The measures recommended are intended to up American steel production to 80 per cent of capacity from where it currently sits at 73 per cent.

Riyaz Dattu, partner at Osler Hoskin & Harcourt LLP, says the U.S. administration is taking a broad reading of s. 232 and its imposition of the tariffs is contrary to the laws governing the World Trade Organization.

“The U.S. imposition of the tariffs goes contrary to our analysis of the WTO rules and so Canada is taking the appropriate action, which is allowed under the WTO rules to retaliate,” he says.

Daniel Ujczo, an international trade and customs lawyer and cross-border practice group chairman at Dickinson Wright PLLC in Columbus, Ohio, says the fact that these recommendations were made at the beginning of the year and only acted on last week show this was an “un-Trumpian,” thoughtful and deliberate move.

Ujczo says that missing from the conversation on the trade war is that Trump had been criticized by both Democrats and Republicans for not acting on the Commerce Department’s recommendations, which were made in February.

He says at the core of these tariffs imposed on Canada by Trump is China.

“Nobody thinks Canada is a national security threat, but it is about China. And the question is where is Canada on China at the end of the day?”

Ujczo says the international community agrees that China over-produces steel and aluminum and “country hops,” but it has not done anything about it. He says China plays a role in the NAFTA negotiations as well.

Trump campaigned on the idea he would get tough on China and used the trade deficit to demonstrate the failures of past administrations on trade.

“The president has put these tariffs on, hopefully, in an effort to mobilize collective action on China, but we just haven't seen the willingness of the EU, Canada [and] Mexico to tackle this issue in any meaningful way up until very recently,” says Ujczo.

Boscariol says the idea that Canada is soft on China is misguided. McCarthy Tétrault acted in a trade remedy case concerning fabricated industrial steel components, which was brought against China last year.

“We have many trade remedy cases against China on steel products; Canada's very aggressive on China,” he says.

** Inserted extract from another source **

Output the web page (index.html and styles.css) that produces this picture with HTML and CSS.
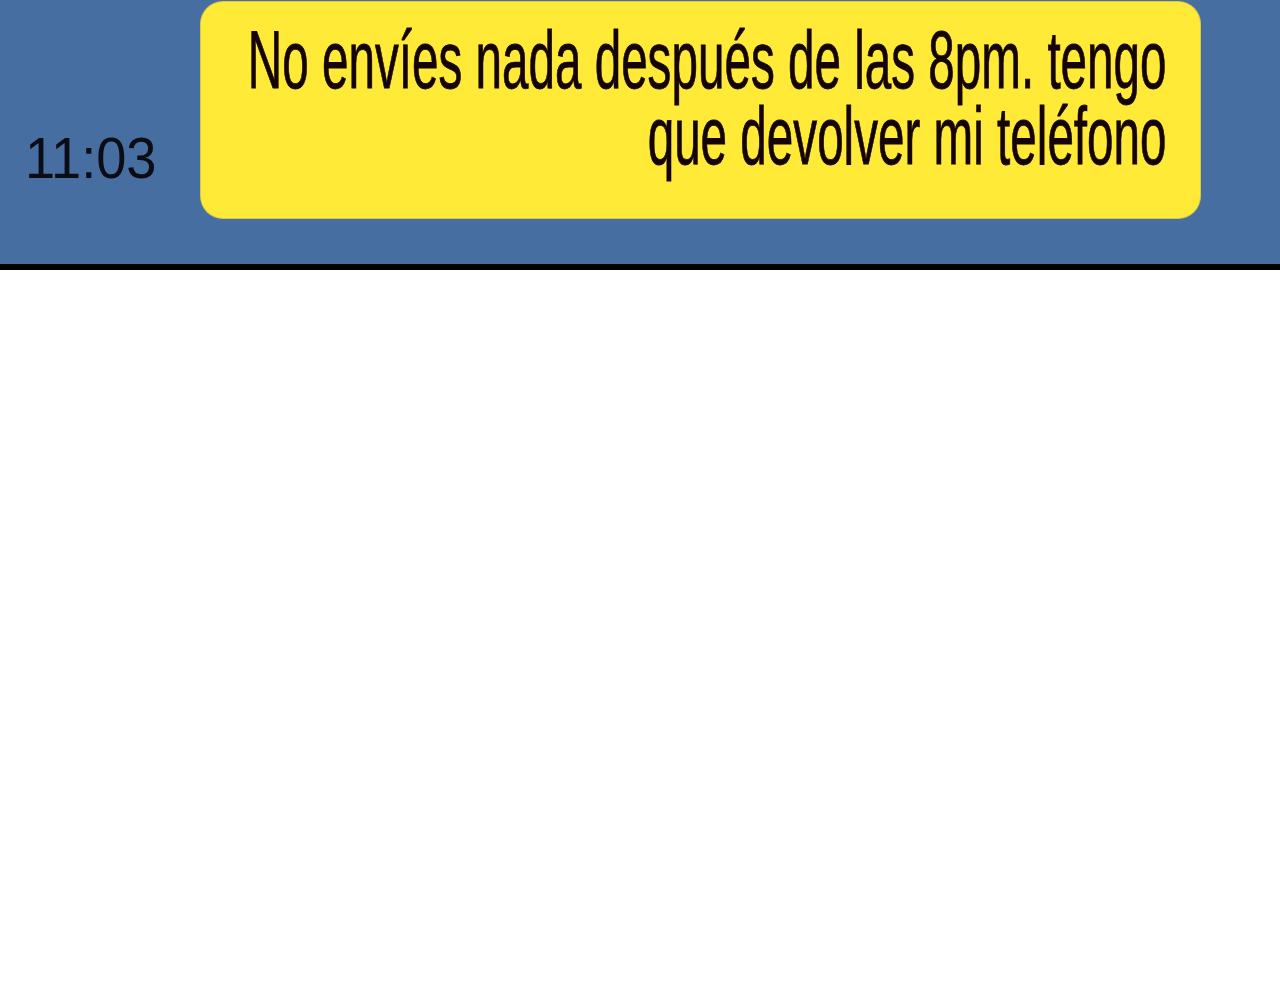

When the issue goes before the WTO, Ujczo says, the U.S. will argue that Canada “has been a backdoor to China” and that the U.S.’s low steel-producing capacity has had real national security consequences.

Ujczo says the commerce department’s study offered the U.S.’s failure during the Iraq war to equip Humvees with military-grade steel because they lacked the resource, as a connection between steel tariffs and national security. The fact that underproduction of steel in the U.S. arguably denies them the ability to produce material needed for war will be an argument the U.S. uses to justify the tariffs, Ujczo says.

“I think that will be the argument. It hinges on whether an entity like the WTO will say the inability of a country to produce weapons-grade materials for defence and national security qualifies for the national security exemption.”

Boscariol says that the U.S. using a “really weak” national security argument is going to give other countries licence to protect their industries on that basis.

“Once the U.S. does it, everyone else is going to be thinking we can do that, too, if we want to protect our domestic industries. And that completely undermines a lot of the structure that's been built up since the Second World War essentially in promoting free and balanced international trade,” he says.

With the steel and aluminum tariffs and Canada’s reaction, Boscariol says, it is time for Canadian businesses to look to other markets, such as Europe and those within the trans-pacific partnership. Companies need to look at their supply chains and where their product sources are and develop alternative arrangements, he says.